Data shown:
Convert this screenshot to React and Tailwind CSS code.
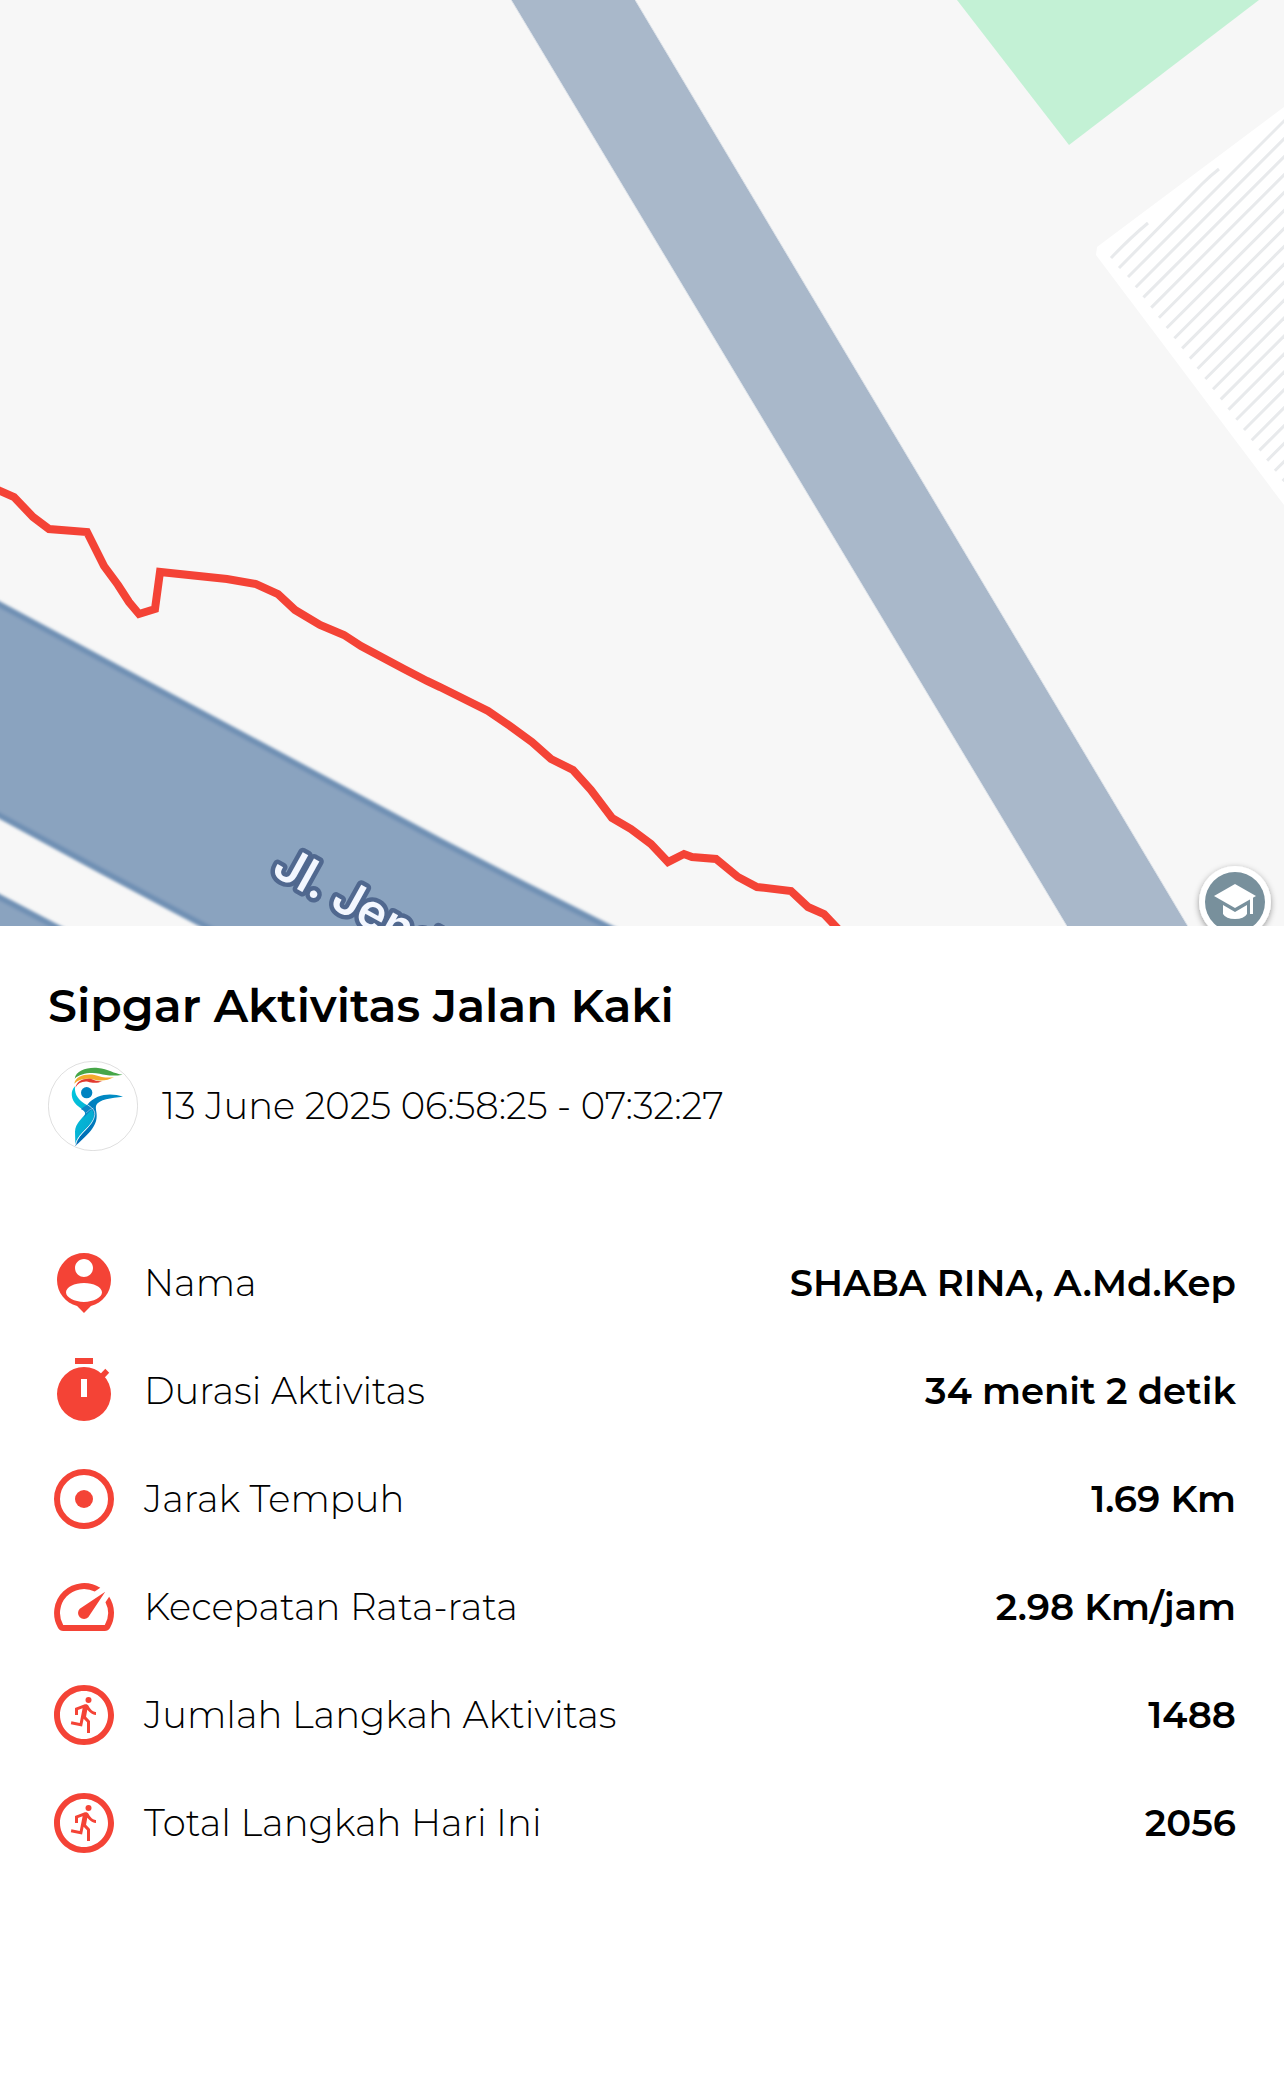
import { MdSpeed, MdOutlineRunCircle } from 'react-icons/md';

const route =
  '-6,488 0,491 14,497 33,517 49,529 87,532 104,566 118,585 129,602 139,614 155,609 160,572 227,579 256,584 278,594 295,610 320,625 344,635 361,646 404,669 427,681 440,687 488,711 510,726 532,742 551,759 573,770 591,790 612,818 631,829 651,844 668,862 684,854 692,857 716,859 738,877 757,887 791,891 808,907 824,914 840,931';

const hatch = Array.from({ length: 21 }, (_, i) => ({
  x: 1128 + i * 7.73,
  y: 277 + i * 10.2,
}));

function RouteMap() {
  return (
    <svg className="block w-full bg-[#f7f7f7]" viewBox="0 0 1284 926" role="img" aria-label="Peta rute">
      <defs>
        <filter id="soft" x="-5%" y="-5%" width="110%" height="110%">
          <feGaussianBlur stdDeviation="1.5" />
        </filter>
        <filter id="markerShadow" x="-30%" y="-30%" width="160%" height="160%">
          <feDropShadow dx="0" dy="2" stdDeviation="3" floodOpacity="0.4" />
        </filter>
      </defs>

      {/* Park */}
      <path d="M957 0L1069 145L1259 0z" fill="#c3f1d5" />

      {/* Building */}
      <path d="M1096 255L1097 247L1284 107V505z" fill="#fff" />
      <g stroke="#e8eaec" strokeWidth="3" fill="none">
        <path d="M1111 258Q1130 238 1148 223" />
        <path d="M1119 268L1202 184Q1210 176 1219 169" />
        {hatch.map((line) => (
          <path key={line.x} d={`M${line.x} ${line.y}L1290 ${line.y - (1290 - line.x)}`} />
        ))}
      </g>

      {/* Side road */}
      <path d="M510 -2H634L1189 928H1068z" fill="#a9b8ca" stroke="#dfe4ea" strokeWidth="1" />

      {/* Main roads */}
      <g stroke="#7090b4" strokeWidth="6" filter="url(#soft)">
        <path d="M-20 594L440 841L525 885L640 943H237L100 870L-20 805z" fill="#8aa3bf" />
        <path d="M-20 887L100 950H-20z" fill="#8aa3bf" />
      </g>

      <text
        transform="translate(270 874) rotate(29)"
        className="font-['Inter',sans-serif] text-[48px] font-semibold"
        fill="#f3f7ff"
        stroke="#50688f"
        strokeWidth="9"
        strokeLinejoin="round"
        paintOrder="stroke"
      >
        Jl. Jend.
      </text>

      <polyline points={route} fill="none" stroke="#f44336" strokeWidth="8" />

      {/* School marker */}
      <g fill="#fff">
        <circle cx="1235" cy="902" r="36" filter="url(#markerShadow)" />
        <circle cx="1235" cy="902" r="30" fill="#78909c" />
        <path d="M1235 884L1256 896L1235 908L1214 896z" />
        <path d="M1223 905L1235 912L1247 905V914Q1244 919 1235 919Q1226 919 1223 914z" />
        <path d="M1250 898L1253 896V914H1250z" />
      </g>
    </svg>
  );
}

function Logo() {
  return (
    <svg className="size-[90px] shrink-0" viewBox="0 0 270 270" aria-hidden="true">
      <defs>
        <linearGradient id="cyan" x1="0" y1="0" x2="1" y2="1">
          <stop offset="0" stopColor="#00c8de" />
          <stop offset="1" stopColor="#0aa0cc" />
        </linearGradient>
        <linearGradient id="blue" x1="0" y1="1" x2="1" y2="0">
          <stop offset="0" stopColor="#0069b4" />
          <stop offset="1" stopColor="#0090c6" />
        </linearGradient>
      </defs>
      <circle cx="135" cy="135" r="134" fill="#fff" stroke="#9e9e9e" strokeWidth="1" />
      <path d="M80 53C84 28 118 18 150 21C180 24 198 38 224 41C195 46 175 43 155 38C125 33 95 38 80 53z" fill="#46a648" />
      <path d="M79 68C82 46 112 37 140 42C162 49 180 52 198 48C180 58 160 62 140 56C115 50 92 54 79 68z" fill="#f4ab2c" />
      <path d="M82 80C86 60 108 50 130 54C145 60 152 62 164 60C148 68 132 66 120 62C102 60 90 66 82 80z" fill="#e23a2e" />
      <circle cx="116" cy="95" r="17" fill="#0083c1" />
      <path d="M81 76C66 90 69 116 86 132C98 143 114 148 112 158C102 174 82 186 81 212L82 250C92 212 140 194 143 154C136 140 112 132 98 119C84 106 80 94 81 76z" fill="url(#cyan)" />
      <path d="M225 107C190 110 152 116 145 132C141 142 147 154 146 166C146 202 108 230 82 256C84 226 122 206 136 176C142 158 134 142 118 131C146 97 190 96 225 107z" fill="url(#blue)" />
      <path d="M98 144C116 152 114 162 104 174C110 168 124 152 134 144L118 131z" fill="#0a86c4" />
      <path d="M118 131C138 143 146 154 136 176C122 206 90 216 83 252" fill="none" stroke="#fff" strokeWidth="2" />
      <path d="M114 156Q126 144 137 141" fill="none" stroke="#fff" strokeWidth="1" />
    </svg>
  );
}

function PersonIcon() {
  return (
    <svg viewBox="0 0 24 24" fill="currentColor" className="size-full">
      <path
        fillRule="evenodd"
        d="M12 2c-4.97 0-9 4.03-9 9 0 4.17 2.84 7.67 6.69 8.69L12 22l2.31-2.31C18.16 18.67 21 15.17 21 11c0-4.97-4.03-9-9-9zm0 2c1.66 0 3 1.34 3 3s-1.34 3-3 3-3-1.34-3-3 1.34-3 3-3zm0 14.3c-3.2 0-6-1.5-6-3.2S8.8 12 12 12s6 1.4 6 3.1-2.8 3.2-6 3.2z"
      />
    </svg>
  );
}

function TimerIcon() {
  return (
    <svg viewBox="0 0 24 24" fill="currentColor" className="size-full">
      <path d="M9 1h6v2H9z" />
      <path d="M17.2 6.6L19.1 4.6L20.4 5.9L18.5 7.9z" />
      <path fillRule="evenodd" d="M12 4a9 9 0 1 0 0 18a9 9 0 0 0 0-18zM11 8h2v6h-2z" />
    </svg>
  );
}

function TargetIcon() {
  return (
    <svg viewBox="0 0 24 24" fill="none" className="size-full">
      <circle cx="12" cy="12" r="9" stroke="currentColor" strokeWidth="2" />
      <circle cx="12" cy="12" r="3" fill="currentColor" />
    </svg>
  );
}

const stats = [
  { label: 'Nama', value: 'SHABA RINA, A.Md.Kep', Icon: PersonIcon },
  { label: 'Durasi Aktivitas', value: '34 menit 2 detik', Icon: TimerIcon },
  { label: 'Jarak Tempuh', value: '1.69 Km', Icon: TargetIcon },
  { label: 'Kecepatan Rata-rata', value: '2.98 Km/jam', Icon: MdSpeed },
  { label: 'Jumlah Langkah Aktivitas', value: '1488', Icon: MdOutlineRunCircle },
  { label: 'Total Langkah Hari Ini', value: '2056', Icon: MdOutlineRunCircle },
];

export default function App() {
  return (
    <div className="min-h-screen bg-white font-['Montserrat','Inter',sans-serif] text-black">
      <RouteMap />

      <main className="px-12 pt-12 pb-24">
        {/* Activity header */}
        <h1 className="text-[46px] leading-[64px] font-semibold">Sipgar Aktivitas Jalan Kaki</h1>
        <div className="mt-[23px] flex items-center gap-6">
          <Logo />
          <p className="text-[37px] leading-[48px] font-light">13 June 2025 06:58:25 - 07:32:27</p>
        </div>

        {/* Stats */}
        <dl className="mt-24 flex flex-col gap-9">
          {stats.map(({ label, value, Icon }) => (
            <div key={label} className="flex items-center justify-between gap-6">
              <dt className="flex items-center gap-6 text-[37px] leading-[48px] font-light">
                <span className="size-[72px] shrink-0 text-[#f44336]">
                  <Icon className="size-full" />
                </span>
                {label}
              </dt>
              <dd className="text-right text-[37px] leading-[48px] font-semibold">{value}</dd>
            </div>
          ))}
        </dl>
      </main>
    </div>
  );
}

Objective:
Except for the pictures, reproduce every line exactly.

Expected answer:
Convert this screenshot to React and Tailwind CSS code.
import { MdSpeed, MdOutlineRunCircle } from 'react-icons/md';

const route =
  '-6,488 0,491 14,497 33,517 49,529 87,532 104,566 118,585 129,602 139,614 155,609 160,572 227,579 256,584 278,594 295,610 320,625 344,635 361,646 404,669 427,681 440,687 488,711 510,726 532,742 551,759 573,770 591,790 612,818 631,829 651,844 668,862 684,854 692,857 716,859 738,877 757,887 791,891 808,907 824,914 840,931';

const hatch = Array.from({ length: 21 }, (_, i) => ({
  x: 1128 + i * 7.73,
  y: 277 + i * 10.2,
}));

function RouteMap() {
  return (
    <svg className="block w-full bg-[#f7f7f7]" viewBox="0 0 1284 926" role="img" aria-label="Peta rute">
      <defs>
        <filter id="soft" x="-5%" y="-5%" width="110%" height="110%">
          <feGaussianBlur stdDeviation="1.5" />
        </filter>
        <filter id="markerShadow" x="-30%" y="-30%" width="160%" height="160%">
          <feDropShadow dx="0" dy="2" stdDeviation="3" floodOpacity="0.4" />
        </filter>
      </defs>

      {/* Park */}
      <path d="M957 0L1069 145L1259 0z" fill="#c3f1d5" />

      {/* Building */}
      <path d="M1096 255L1097 247L1284 107V505z" fill="#fff" />
      <g stroke="#e8eaec" strokeWidth="3" fill="none">
        <path d="M1111 258Q1130 238 1148 223" />
        <path d="M1119 268L1202 184Q1210 176 1219 169" />
        {hatch.map((line) => (
          <path key={line.x} d={`M${line.x} ${line.y}L1290 ${line.y - (1290 - line.x)}`} />
        ))}
      </g>

      {/* Side road */}
      <path d="M510 -2H634L1189 928H1068z" fill="#a9b8ca" stroke="#dfe4ea" strokeWidth="1" />

      {/* Main roads */}
      <g stroke="#7090b4" strokeWidth="6" filter="url(#soft)">
        <path d="M-20 594L440 841L525 885L640 943H237L100 870L-20 805z" fill="#8aa3bf" />
        <path d="M-20 887L100 950H-20z" fill="#8aa3bf" />
      </g>

      <text
        transform="translate(270 874) rotate(29)"
        className="font-['Inter',sans-serif] text-[48px] font-semibold"
        fill="#f3f7ff"
        stroke="#50688f"
        strokeWidth="9"
        strokeLinejoin="round"
        paintOrder="stroke"
      >
        Jl. Jend.
      </text>

      <polyline points={route} fill="none" stroke="#f44336" strokeWidth="8" />

      {/* School marker */}
      <g fill="#fff">
        <circle cx="1235" cy="902" r="36" filter="url(#markerShadow)" />
        <circle cx="1235" cy="902" r="30" fill="#78909c" />
        <path d="M1235 884L1256 896L1235 908L1214 896z" />
        <path d="M1223 905L1235 912L1247 905V914Q1244 919 1235 919Q1226 919 1223 914z" />
        <path d="M1250 898L1253 896V914H1250z" />
      </g>
    </svg>
  );
}

function Logo() {
  return (
    <svg className="size-[90px] shrink-0" viewBox="0 0 270 270" aria-hidden="true">
      <defs>
        <linearGradient id="cyan" x1="0" y1="0" x2="1" y2="1">
          <stop offset="0" stopColor="#00c8de" />
          <stop offset="1" stopColor="#0aa0cc" />
        </linearGradient>
        <linearGradient id="blue" x1="0" y1="1" x2="1" y2="0">
          <stop offset="0" stopColor="#0069b4" />
          <stop offset="1" stopColor="#0090c6" />
        </linearGradient>
      </defs>
      <circle cx="135" cy="135" r="134" fill="#fff" stroke="#9e9e9e" strokeWidth="1" />
      <path d="M80 53C84 28 118 18 150 21C180 24 198 38 224 41C195 46 175 43 155 38C125 33 95 38 80 53z" fill="#46a648" />
      <path d="M79 68C82 46 112 37 140 42C162 49 180 52 198 48C180 58 160 62 140 56C115 50 92 54 79 68z" fill="#f4ab2c" />
      <path d="M82 80C86 60 108 50 130 54C145 60 152 62 164 60C148 68 132 66 120 62C102 60 90 66 82 80z" fill="#e23a2e" />
      <circle cx="116" cy="95" r="17" fill="#0083c1" />
      <path d="M81 76C66 90 69 116 86 132C98 143 114 148 112 158C102 174 82 186 81 212L82 250C92 212 140 194 143 154C136 140 112 132 98 119C84 106 80 94 81 76z" fill="url(#cyan)" />
      <path d="M225 107C190 110 152 116 145 132C141 142 147 154 146 166C146 202 108 230 82 256C84 226 122 206 136 176C142 158 134 142 118 131C146 97 190 96 225 107z" fill="url(#blue)" />
      <path d="M98 144C116 152 114 162 104 174C110 168 124 152 134 144L118 131z" fill="#0a86c4" />
      <path d="M118 131C138 143 146 154 136 176C122 206 90 216 83 252" fill="none" stroke="#fff" strokeWidth="2" />
      <path d="M114 156Q126 144 137 141" fill="none" stroke="#fff" strokeWidth="1" />
    </svg>
  );
}

function PersonIcon() {
  return (
    <svg viewBox="0 0 24 24" fill="currentColor" className="size-full">
      <path
        fillRule="evenodd"
        d="M12 2c-4.97 0-9 4.03-9 9 0 4.17 2.84 7.67 6.69 8.69L12 22l2.31-2.31C18.16 18.67 21 15.17 21 11c0-4.97-4.03-9-9-9zm0 2c1.66 0 3 1.34 3 3s-1.34 3-3 3-3-1.34-3-3 1.34-3 3-3zm0 14.3c-3.2 0-6-1.5-6-3.2S8.8 12 12 12s6 1.4 6 3.1-2.8 3.2-6 3.2z"
      />
    </svg>
  );
}

function TimerIcon() {
  return (
    <svg viewBox="0 0 24 24" fill="currentColor" className="size-full">
      <path d="M9 1h6v2H9z" />
      <path d="M17.2 6.6L19.1 4.6L20.4 5.9L18.5 7.9z" />
      <path fillRule="evenodd" d="M12 4a9 9 0 1 0 0 18a9 9 0 0 0 0-18zM11 8h2v6h-2z" />
    </svg>
  );
}

function TargetIcon() {
  return (
    <svg viewBox="0 0 24 24" fill="none" className="size-full">
      <circle cx="12" cy="12" r="9" stroke="currentColor" strokeWidth="2" />
      <circle cx="12" cy="12" r="3" fill="currentColor" />
    </svg>
  );
}

const stats = [
  { label: 'Nama', value: 'SHABA RINA, A.Md.Kep', Icon: PersonIcon },
  { label: 'Durasi Aktivitas', value: '34 menit 2 detik', Icon: TimerIcon },
  { label: 'Jarak Tempuh', value: '1.69 Km', Icon: TargetIcon },
  { label: 'Kecepatan Rata-rata', value: '2.98 Km/jam', Icon: MdSpeed },
  { label: 'Jumlah Langkah Aktivitas', value: '1488', Icon: MdOutlineRunCircle },
  { label: 'Total Langkah Hari Ini', value: '2056', Icon: MdOutlineRunCircle },
];

export default function App() {
  return (
    <div className="min-h-screen bg-white font-['Montserrat','Inter',sans-serif] text-black">
      <RouteMap />

      <main className="px-12 pt-12 pb-24">
        {/* Activity header */}
        <h1 className="text-[46px] leading-[64px] font-semibold">Sipgar Aktivitas Jalan Kaki</h1>
        <div className="mt-[23px] flex items-center gap-6">
          <Logo />
          <p className="text-[37px] leading-[48px] font-light">13 June 2025 06:58:25 - 07:32:27</p>
        </div>

        {/* Stats */}
        <dl className="mt-24 flex flex-col gap-9">
          {stats.map(({ label, value, Icon }) => (
            <div key={label} className="flex items-center justify-between gap-6">
              <dt className="flex items-center gap-6 text-[37px] leading-[48px] font-light">
                <span className="size-[72px] shrink-0 text-[#f44336]">
                  <Icon className="size-full" />
                </span>
                {label}
              </dt>
              <dd className="text-right text-[37px] leading-[48px] font-semibold">{value}</dd>
            </div>
          ))}
        </dl>
      </main>
    </div>
  );
}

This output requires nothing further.